Rove is intimately involved in the selection and nomination of federal judges, a project conservatives are watching closely. Bush's first round of nominations will be announced in May, and many on the right view it as the most important early test of his commitment to rescuing American culture from liberalism. Already there is grumbling about the process. "The emphasis on racial and sexual quotas is as pernicious in this administration as it was in any other," complains a conservative involved in the discussions. In meetings of the White House Judicial Selection Task Force, Rove has to make sure that the choices satisfy not just the purists of the conservative legal community but also the desires of local politicians. At one meeting, Rove turned to Attorney General John Ashcroft, Bush's most conservative Cabinet member, and joked, "John, did you ever think that you and I would represent the left in a meeting like this?"

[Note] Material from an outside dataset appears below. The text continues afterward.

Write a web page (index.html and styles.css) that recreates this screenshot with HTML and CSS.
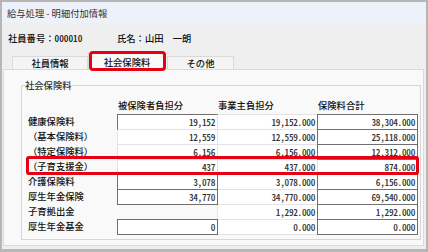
FILE: index.html
```html
<!DOCTYPE html>
<html lang="ja">
<head>
<meta charset="utf-8">
<title>給与処理 - 明細付加情報</title>
<link rel="stylesheet" href="styles.css">
</head>
<body>
<div class="window">
  <div class="titlebar">給与処理 - 明細付加情報</div>
  <div class="info">
    <span class="emp">社員番号：<span class="num">000010</span></span>
    <span class="name">氏名：山田　一朗</span>
  </div>
  <div class="tabs">
    <div class="tab">社員情報</div>
    <div class="tab active">社会保険料</div>
    <div class="tab">その他</div>
  </div>
  <div class="panel">
    <fieldset class="group">
      <legend>社会保険料</legend>
      <div class="row head"><span></span><span>被保険者負担分</span><span>事業主負担分</span><span>保険料合計</span></div>
      <div class="row"><span class="label">健康保険料</span><span class="box sunk">19,152</span><span class="box off">19,152.000</span><span class="box on">38,304.000</span></div>
      <div class="row"><span class="label">（基本保険料）</span><span class="box off">12,559</span><span class="box off">12,559.000</span><span class="box on">25,118.000</span></div>
      <div class="row"><span class="label">（特定保険料）</span><span class="box off">6,156</span><span class="box off">6,156.000</span><span class="box on">12,312.000</span></div>
      <div class="row mark"><span class="label">（子育支援金）</span><span class="box off">437</span><span class="box off">437.000</span><span class="box off">874.000</span></div>
      <div class="row"><span class="label">介護保険料</span><span class="box on">3,078</span><span class="box off">3,078.000</span><span class="box on">6,156.000</span></div>
      <div class="row"><span class="label">厚生年金保険</span><span class="box on">34,770</span><span class="box off">34,770.000</span><span class="box on">69,540.000</span></div>
      <div class="row"><span class="label">子育拠出金</span><span></span><span class="box off">1,292.000</span><span class="box on">1,292.000</span></div>
      <div class="row"><span class="label">厚生年金基金</span><span class="box on">0</span><span class="box off">0.000</span><span class="box on">0.000</span></div>
    </fieldset>
  </div>
</div>
</body>
</html>
```
FILE: styles.css
```css
html, body {
  margin: 0;
  padding: 0;
}
body {
  background: #b6b6b6;
  padding: 2px;
  width: 424px;
  height: 248px;
  font-family: "Noto Sans CJK JP", "Noto Sans", sans-serif;
  font-size: 9.3px;
  font-weight: 500;
  color: #111;
}
.window {
  width: 424px;
  height: 247px;
  background: #efefef;
  display: flex;
  flex-direction: column;
}
.titlebar {
  height: 21px;
  flex: none;
  display: flex;
  align-items: center;
  padding-left: 5px;
  background: #edf2fa;
  color: #333;
  font-weight: 400;
}
.info {
  height: 30px;
  flex: none;
  display: flex;
  align-items: center;
  padding-left: 6px;
}
.emp {
  width: 109px;
}
.num, .box {
  font-feature-settings: "hwid";
}
.tabs {
  height: 16px;
  flex: none;
  display: flex;
  align-items: flex-end;
  padding-left: 10px;
}
.tab {
  box-sizing: border-box;
  height: 13px;
  border: 1px solid #dadada;
  border-bottom: none;
  background: #f4f4f4;
  text-align: center;
  line-height: 12px;
  width: 76px;
}
.tab.active {
  position: relative;
  z-index: 2;
  width: 78px;
  height: 17px;
  margin-bottom: -1px;
  line-height: 16px;
  background: #f9f9f9;
}
.tab.active::after {
  content: "";
  position: absolute;
  top: -3px;
  left: 0;
  right: -1px;
  bottom: -1px;
  border: 3px solid #e60012;
  border-radius: 4px;
}
.tab:last-child {
  width: 67px;
  margin-left: 1px;
}
.panel {
  flex: 1;
  margin: 0 2px 3px 1px;
  border: 1px solid #dadada;
  background: #f9f9f9;
}
.group {
  box-sizing: border-box;
  width: 400px;
  margin: 9px 0 0 17px;
  padding: 8px 0 5px 0;
  border: 1px solid #d6d6d6;
  min-width: 0;
}
.group legend {
  margin-left: 3px;
  padding: 0;
  line-height: 12px;
  color: #333;
}
.row {
  display: grid;
  grid-template-columns: 89px 100px 100px 100px;
  height: 15px;
  margin-left: 6px;
  width: 389px;
}
.row.head {
  height: 12px;
  line-height: 12px;
  margin-bottom: 3px;
}
.row.head span {
  padding-left: 1px;
}
.label {
  line-height: 15px;
}
.box {
  box-sizing: border-box;
  width: 101px;
  height: 16px;
  border: 1px solid #e2e2e2;
  background: #fff;
  text-align: right;
  padding-right: 2px;
  line-height: 14px;
  color: #333;
  letter-spacing: -0.3px;
}
.box.on {
  position: relative;
  z-index: 1;
  border-color: #6f6f6f;
}
.box.sunk {
  position: relative;
  z-index: 1;
  border-color: #6f6f6f #e2e2e2 #e2e2e2 #6f6f6f;
}
.row.mark {
  position: relative;
}
.row.mark::after {
  content: "";
  position: absolute;
  z-index: 3;
  top: -3px;
  left: -2px;
  right: -2px;
  bottom: -1px;
  border: 3px solid #e60012;
  border-radius: 3px;
}
```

Rove seems embarrassed about some of the attention and perks his new life has brought him. But there is one he clearly enjoys. Last Thursday night, with his boss upstairs and most likely asleep, Rove ushered a group of old high school friends from Salt Lake City through the White House for a private tour. Rove's tired, pale-blue eyes danced as he showed off the Cabinet Room. "I love this painting," he said moments later, unspooling the history of a Norman Rockwell that hangs next to the Oval Office door. In the Roosevelt Room, he told how FDR used the space to house his aquariums. Down the hall he expounded on a print showing Lincoln at the first reading of the Emancipation Proclamation. Throughout, he was a manic bundle of energy. Near the end of the tour, Glade Curtis, an obstetrician, had to laugh. "Karl was always really into politics and history," Curtis said. "And he was always a nerd."

Rove conceded that he was "the biggest dweeb in my high school" and allowed as how he hasn't changed much in the intervening 32 years. But as he walked to his car outside the West Wing, it was clear that at least one thing had changed. Famous for driving beat-up heaps in Austin, Rove climbed into a metallic-blue Jaguar and roared into the night.